I ventured out on my own the next day to The ‘Temple of Heaven’, which  dates from the 14th Century and is situated in tranquil parkland. Before getting to the buildings, I walked through the park taking in the random sights – a pensioner catching plastic rings on his head, a old hag waving a huge sword around, some women singing in horrendously shrill voices accompanied by a man playing the kazoo. The tranquillity of the surroundings was frequently interrupted by the ubiquitous ‘ccchhwwaattt – tooh’ sound of a local clearing their lungs of gunk and spitting it on the pavement.

I met the rest of the group that night – two Aussie couples, three older blokes including a geriatric who fell asleep at the introductory meeting, and 4 younger single people – 12 of us in total. It seems like another decent group, but I have my concerns about the old bloke who doesn’t seem up to this trip at all.

The first excursion was to Great Wall of China, visiting the ‘Mutianyu section’ that has been extensively reconstructed. This section was situated amongst lush green mountains, with the wall snaking over the top of them into the distance. There weren’t many tourists there at all luckily, so we had the place to ourselves as we trekked along the wall in the searing heat, up 45 degree slopes taking photos of the spectacular views.  
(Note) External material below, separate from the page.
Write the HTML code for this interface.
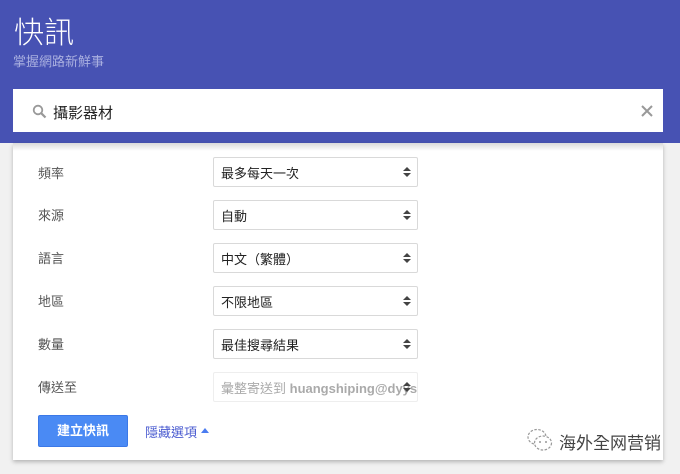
<!DOCTYPE html>
<html><head><meta charset="utf-8"><style>
*{margin:0;padding:0;box-sizing:border-box}
body{width:680px;height:474px;background:#f1f1f1;font-family:"Liberation Sans","Noto Sans CJK TC",sans-serif;position:relative;overflow:hidden}
.hdr{position:absolute;left:0;top:0;width:680px;height:143px;background:#4752b3}
.t{position:absolute;left:14px;top:8px;font-size:30px;color:#fff;font-weight:300}
.st{position:absolute;left:13px;top:51px;font-size:13px;color:#aab0e0}
.sb{position:absolute;left:13px;top:89px;width:650px;height:43px;background:#fff}
.sb .q{position:absolute;left:40px;top:13px;font-size:15px;color:#222}
.card{position:absolute;left:13px;top:143px;width:650px;height:317px;background:#fff;box-shadow:0 2px 4px rgba(0,0,0,.25)}
.card:before{content:"";position:absolute;left:0;top:0;right:0;height:8px;background:linear-gradient(rgba(0,0,0,.15),rgba(0,0,0,0))}
.lb{position:absolute;left:25px;font-size:13px;color:#555}
.sel{position:absolute;left:200px;width:205px;height:30px;border:1px solid #d9d9d9;border-radius:2px;font-size:13px;color:#222;padding:5px 0 0 7px}
.sel:after{content:"";position:absolute;right:6px;top:9px;width:0;height:0;border-left:4px solid transparent;border-right:4px solid transparent;border-bottom:4px solid #444}
.sel:before{content:"";position:absolute;right:6px;top:15px;width:0;height:0;border-left:4px solid transparent;border-right:4px solid transparent;border-top:4px solid #444}
.btn{position:absolute;left:25px;top:272px;width:90px;height:32px;background:#4a8af4;border:1px solid #3b78e7;border-radius:2px;color:#fff;font-size:13px;font-weight:bold;text-align:center;line-height:30px}
.lk{position:absolute;left:132px;top:279px;font-size:13px;color:#4a5bd0}
.tri{position:absolute;left:188px;top:285px;border-left:4px solid transparent;border-right:4px solid transparent;border-bottom:5px solid #4a7cf0}
.wm{position:absolute;left:546px;top:286px;font-size:17px;color:#444}
</style></head><body>
<div class="hdr"><div class="t">快訊</div><div class="st">掌握網路新鮮事</div></div>
<div class="sb">
<svg style="position:absolute;left:19px;top:15px" width="15" height="15" viewBox="0 0 15 15"><circle cx="6" cy="6" r="4.3" fill="none" stroke="#999" stroke-width="1.8"/><path d="M9.2 9.2L13.5 13.5" stroke="#999" stroke-width="2.2"/></svg>
<div class="q">攝影器材</div>
<svg style="position:absolute;left:628px;top:16px" width="12" height="12" viewBox="0 0 12 12"><path d="M1 1L11 11M11 1L1 11" stroke="#999" stroke-width="2"/></svg>
</div>
<div class="card">
<svg style="position:absolute;left:513px;top:284px" width="28" height="26" viewBox="0 0 28 26"><ellipse cx="11" cy="10" rx="9" ry="7.5" fill="none" stroke="#999" stroke-width="1.2" stroke-dasharray="2.5 1.5"/><ellipse cx="17" cy="16" rx="8.5" ry="7" fill="#fff" stroke="#999" stroke-width="1.2" stroke-dasharray="2.5 1.5"/><circle cx="14" cy="15" r="1" fill="#999"/><circle cx="20" cy="15" r="1" fill="#999"/></svg>
<div class="lb" style="top:20px">頻率</div><div class="sel" style="top:14px">最多每天一次</div>
<div class="lb" style="top:62px">來源</div><div class="sel" style="top:57px">自動</div>
<div class="lb" style="top:105px">語言</div><div class="sel" style="top:100px">中文（繁體）</div>
<div class="lb" style="top:148px">地區</div><div class="sel" style="top:143px">不限地區</div>
<div class="lb" style="top:191px">數量</div><div class="sel" style="top:186px">最佳搜尋結果</div>
<div class="lb" style="top:234px">傳送至</div><div class="sel" style="top:229px;color:#aaa;border-color:#eee;overflow:hidden;white-space:nowrap;padding-right:20px">彙整寄送到 <b>huangshiping@dyyseo</b></div>
<div class="btn">建立快訊</div>
<div class="lk">隱藏選項</div><div class="tri"></div>
<div class="wm">海外全网营销</div>
</div>
</body></html>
That afternoon, we visited another Intrepid charitable foundation project-  the Huaylin school for the mentally disabled. The pupils put on a show for us, singing and dancing etc – I wasn’t too comfortable sitting there watching mentally disabled people singing,  although they seemed to be enjoying themselves. They also made our lunch for us.

The first evening was spent taking in a kung fu show. We travelled there on the incredibly clean and efficient subway system. The show featured some great stuff, like men balancing on swords, beds of nails etc, smashing metal rods over their heads and various acrobatics. There was a lot of mincing around too though, and some hilarious lip synching to the pre-recorded American dialogue.
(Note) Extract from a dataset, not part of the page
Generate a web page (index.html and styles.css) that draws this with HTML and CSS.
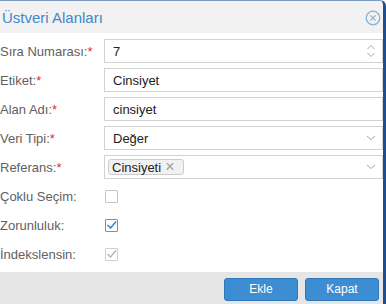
FILE: index.html
```html
<!DOCTYPE html>
<html lang="tr">
<head>
<meta charset="utf-8">
<link rel="stylesheet" href="styles.css">
</head>
<body>
<div class="dialog">
  <div class="header">
    <h1 class="title">Üstveri Alanları</h1>
    <span class="close">
      <svg width="16" height="16" viewBox="0 0 16 16"><circle cx="8" cy="8" r="6.8" fill="none" stroke="#8fb0d4" stroke-width="1.3"/><path d="M5.4 5.4 L10.6 10.6 M10.6 5.4 L5.4 10.6" stroke="#8fb0d4" stroke-width="1.3" fill="none"/></svg>
    </span>
  </div>
  <div class="body">
    <label class="lbl">Sıra Numarası:<span class="req">*</span></label>
    <div class="field"><span class="val">7</span>
      <svg class="icon spin" width="10" height="16" viewBox="0 0 10 16"><path d="M1.5 6 L5 2.5 L8.5 6 M1.5 10 L5 13.5 L8.5 10" stroke="#a5a5a5" stroke-width="1" fill="none"/></svg>
    </div>
    <label class="lbl">Etiket:<span class="req">*</span></label>
    <div class="field"><span class="val">Cinsiyet</span></div>
    <label class="lbl">Alan Adı:<span class="req">*</span></label>
    <div class="field"><span class="val">cinsiyet</span></div>
    <label class="lbl">Veri Tipi:<span class="req">*</span></label>
    <div class="field"><span class="val">Değer</span>
      <svg class="icon" width="10" height="6" viewBox="0 0 10 6"><path d="M1 1 L5 4.5 L9 1" stroke="#a5a5a5" stroke-width="1" fill="none"/></svg>
    </div>
    <label class="lbl">Referans:<span class="req">*</span></label>
    <div class="field tagfield"><span class="tag">Cinsiyeti<span class="x">×</span></span>
      <svg class="icon" width="10" height="6" viewBox="0 0 10 6"><path d="M1 1 L5 4.5 L9 1" stroke="#a5a5a5" stroke-width="1" fill="none"/></svg>
    </div>
    <label class="lbl">Çoklu Seçim:</label>
    <div class="cbrow"><span class="cb"></span></div>
    <label class="lbl">Zorunluluk:</label>
    <div class="cbrow"><span class="cb checked"><svg width="11" height="11" viewBox="0 0 11 11"><path d="M1.5 5 L4.5 8 L10 1.5" stroke="#3a8bd0" stroke-width="1.6" fill="none"/></svg></span></div>
    <label class="lbl">İndekslensin:</label>
    <div class="cbrow"><span class="cb disabled"><svg width="11" height="11" viewBox="0 0 11 11"><path d="M1.5 5 L4.5 8 L10 1.5" stroke="#b3b3b3" stroke-width="1.4" fill="none"/></svg></span></div>
  </div>
  <div class="footer">
    <button class="btn">Ekle</button>
    <button class="btn">Kapat</button>
  </div>
</div>
</body>
</html>
```
FILE: styles.css
```css
html, body {
  margin: 0;
  padding: 0;
  background: #ffffff;
}
body {
  font-family: "Liberation Sans", Arial, sans-serif;
  width: 386px;
  height: 304px;
  overflow: hidden;
}
.dialog {
  width: 386px;
  height: 304px;
  box-sizing: border-box;
  border-right: 3px solid #1d4f8e;
  border-top: 1px solid #7d9cc4;
  border-top-right-radius: 6px;
  overflow: hidden;
  display: flex;
  flex-direction: column;
  background: #fff;
}
.header {
  height: 32px;
  background: #f2f2f2;
  display: flex;
  align-items: center;
  justify-content: space-between;
  padding: 0 2px 0 2px;
  flex: none;
}
.title {
  margin: 0;
  font-size: 15px;
  font-weight: normal;
  color: #4189c9;
  padding-top: 1px;
}
.close {
  display: flex;
  padding-top: 1px;
}
.body {
  flex: 1;
  display: grid;
  grid-template-columns: 104px 1fr;
  grid-auto-rows: 24px;
  row-gap: 5px;
  padding-top: 6px;
  align-content: start;
}
.lbl {
  font-size: 13px;
  color: #616161;
  display: flex;
  align-items: center;
  white-space: nowrap;
}
.req {
  color: #e03030;
}
.field {
  border: 1px solid #d2d2d2;
  box-sizing: border-box;
  height: 24px;
  display: flex;
  align-items: center;
  justify-content: space-between;
  padding: 0 6px 0 8px;
  font-size: 13px;
  color: #222;
}
.tagfield {
  padding-left: 3px;
}
.icon {
  display: block;
}
.tag {
  border: 1px solid #cccccc;
  background: #f1f1f1;
  border-radius: 3px;
  height: 16px;
  box-sizing: border-box;
  display: flex;
  align-items: center;
  padding: 0 4px 0 3px;
  font-size: 13px;
  color: #222;
  width: 76px;
}
.x {
  color: #a0a0a0;
  margin-left: 4px;
  font-size: 16px;
  line-height: 14px;
}
.cbrow {
  display: flex;
  align-items: center;
}
.cb {
  width: 13px;
  height: 13px;
  box-sizing: border-box;
  border: 1px solid #c4c4c4;
  border-radius: 1px;
  display: flex;
  align-items: center;
  justify-content: center;
  margin-left: 1px;
}
.cb.checked {
  border-color: #5a9ad6;
}
.cb.disabled {
  border-color: #cfcfcf;
}
.footer {
  height: 32px;
  flex: none;
  background: #e6e6e6;
  display: flex;
  justify-content: flex-end;
  align-items: center;
  gap: 7px;
  padding-right: 4px;
}
.btn {
  width: 74px;
  height: 23px;
  background: #3d8dd2;
  border: 1px solid #2f78ba;
  border-radius: 3px;
  color: #fff;
  font-family: "Liberation Sans", Arial, sans-serif;
  font-size: 12px;
  padding: 0;
  margin-top: 2px;
}
```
The following day started with a tour of Tianenmen Square and the Forbidden City. It was another scorching day, and the main sights were absolutely thronged with people, mostly tourists from other parts of China. Some of these haven’t seen westerners before so sometimes just stare suspiciously at me, not returning my smiles. Some are more friendly and want their photos taken with us.

Tianenmen Square is a bare, dreary communist parade ground, surrounded by imposing looking official buildings. There is a big memorial building for Chairman Mao in the middle of it. The Chinese still love this bloke despite the utter lunacy of the Cultural Revolution. His Mr Potato Head like portrait hangs outside of the Forbidden City. This is a sprawling complex of interconnected red palaces and courtyards – it is very impressive, although most of the buildings inside are not open to tourists. The heat and the crowds got a bit too much for me at times, as I was carried along in what looked like a sea of black hair from my vantage point above Chinese heads.
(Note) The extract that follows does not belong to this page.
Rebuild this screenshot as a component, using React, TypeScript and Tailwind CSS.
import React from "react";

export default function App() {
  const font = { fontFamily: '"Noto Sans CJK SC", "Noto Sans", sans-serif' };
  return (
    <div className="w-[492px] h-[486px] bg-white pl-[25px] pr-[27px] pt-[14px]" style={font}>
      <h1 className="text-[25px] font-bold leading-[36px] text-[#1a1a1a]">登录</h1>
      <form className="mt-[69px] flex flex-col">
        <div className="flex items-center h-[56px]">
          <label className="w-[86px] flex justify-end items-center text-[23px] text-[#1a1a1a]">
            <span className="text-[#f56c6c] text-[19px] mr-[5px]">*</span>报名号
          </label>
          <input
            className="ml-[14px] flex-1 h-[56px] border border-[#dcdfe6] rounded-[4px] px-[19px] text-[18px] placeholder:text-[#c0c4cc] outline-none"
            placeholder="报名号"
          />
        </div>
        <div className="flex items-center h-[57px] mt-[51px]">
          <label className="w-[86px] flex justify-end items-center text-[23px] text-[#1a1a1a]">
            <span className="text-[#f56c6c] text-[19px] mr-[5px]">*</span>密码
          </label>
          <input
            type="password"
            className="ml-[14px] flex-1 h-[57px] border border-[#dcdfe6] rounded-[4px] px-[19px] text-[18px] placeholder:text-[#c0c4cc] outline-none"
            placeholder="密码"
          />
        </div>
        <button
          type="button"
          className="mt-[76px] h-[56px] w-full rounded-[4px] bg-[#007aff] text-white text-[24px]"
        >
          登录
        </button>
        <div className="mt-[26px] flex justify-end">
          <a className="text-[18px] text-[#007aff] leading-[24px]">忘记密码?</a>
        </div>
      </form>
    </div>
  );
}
The afternoon was spent on a tour of the ‘Hutongs’ by rickshaw. These are the last remnants of old Beijing – narrow alleyways with houses and shops etc in them. Most of them are now buried underneath the countless anonymous tower blocks that loom everywhere.

I could have done with a few more days in Beijing as there are a lot of attractions I didn’t have time to see, and I have been impressed with how clean, safe and orderly it is. It has been  so hot and humid though, with a hazy, featureless white sky , and I have been  dripping with sweat the whole time I have been here. The local men walk around with their tops rolled up to their nipples in an attempt to cool off. It is also uncomfortably crowded almost everywhere, with the concepts of personal space and politeness frustratingly absent most of the time.

That evening we boarded a night train to Xi’an. As everywhere in Beijing, the train station was absolutely crammed with people and was swelteringly hot. The train was clean and comfortable. We slept in bunk beds on the train, in compartments of 6 people. I am hoping Xi’an will be cooler and drier.